Thursday, June 05, 2008
A "Briefly Noted" gem
The New Yorker has a regular page toward the back of the magazine that contains short little reviews of books that for whatever reason do not rate a full-fledged essay. The section, "Briefly Noted," is a source of comedy gold. From the June 9 & 16, 2008 issue:
The Lost Daughter, by Elena Ferrante.
In this brutally frank novel of maternal ambivalence, the narrator, a forty-seven-year-old divorcee summering alone on the Ionian coast, becomes obsessed with a beautiful young mother who seems ill at ease with her husband's rowdy, slightly menacing Neopolitan clan. When this woman's daughter loses her doll, the older woman commits a small crime that she can't explain even to herself. Although much of the drama takes place in her head, Ferrante's gift for psychological horror renders it immediate and visceral, as when the narrator recalls the "animal opacity" with which she first longed for a child, before she was devoured by pregnancy.

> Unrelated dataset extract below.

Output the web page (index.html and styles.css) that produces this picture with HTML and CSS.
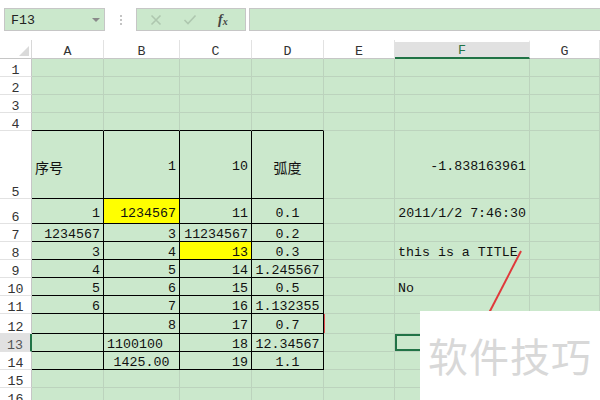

Call me a Philistine, but I'd rather listen to the collected sermons of Jeremiah Wright than read that book. I'm reluctant to judge anything based on a paragraph in The New Yorker, but, well, sheesh.
2 Comments:
, atIn recently looking at a group of newly published books on a number of inane topics, my reaction was,"why did someone waste time writing THAT?"
By Assistant Village Idiot, at Sat Jun 07, 09:52:00 PM:
The exact quote "animal opacity" reinforces that your intuition is correct, TH.